Sunday, March 29, 2009

Good Old American Ingenuity!

Last week, I wrote about Don Davis, the president of Centrue Bank in St. Louis who picked up his ball and went home after legislation passed the US House of Representatives limiting the salaries of bank executives whose banks were recipients of TARP monies (either willingly or under duress as the FDIC was encouraging banks, even those like Centrue with strong balance sheets to take TARP money to increase their capital). This afternoon Fox News reports that Rick Wagoner, CEO of GM will be stepping down immediately at the request of the Administration.

A White House official told FOX Business that Wagoner was asked by the Administration to step down as a precondition for the company to continue to get help with its restructuring.
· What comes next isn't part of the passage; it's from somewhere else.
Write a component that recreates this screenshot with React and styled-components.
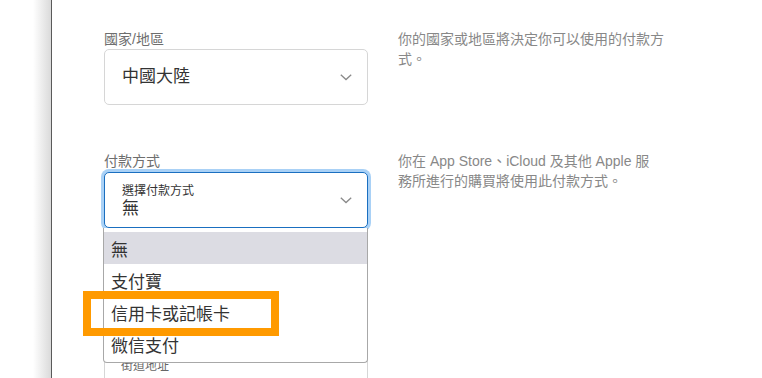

The idea that our government can cherry pick the businesses that survive, the salaries that executives can make, and the conditions under which people can continue in their positions is, frankly, frightening! While the two aforementioned individuals also had something to do with government bailouts, it is not a far stretch to imagine that this kind of meddlesome behavior could extend to companies and people who have not been bailed out. They may simply have rubbed someone the wrong way or said the wrong thing to the wrong person. They may have espoused the wrong philosophy. They may have unknowingly made an enemy who is now exacting a twisted revenge. In the case of Wagoner, it may be that he is on the wrong side of the UAW to whom Obama owes a great debt of gratitude for his election and perhaps Wagoner has seen fit to call BS on the UAW and its monstrous pension, legacy healthcare and wasteful pay for no work clauses in the union contracts.

"This does not surprise me... Rick has seen good and bad times and it seems that a fresh face is needed,” said Mike Green, president of United Auto Workers Local 652 in Lansing, Mich. "There are a lot of smart, capable people inside GM and this will not muck up anything moving forward."


Or could it be that Obama is playing good cop, bad cop with the UAW so that by removing Wagoner they can also justify strong arming the UAW into concessions under the same threats.

A source told FOX Business that the Obama Administration is likely to set a hard deadline for GM and Chrysler to meet their restructuring goals, which include getting bondholders and the United Auto Workers union to agree to major concessions. If they don’t meet those goals by the deadline, the source said, the auto makers would likely be allowed to enter into bankruptcy protection.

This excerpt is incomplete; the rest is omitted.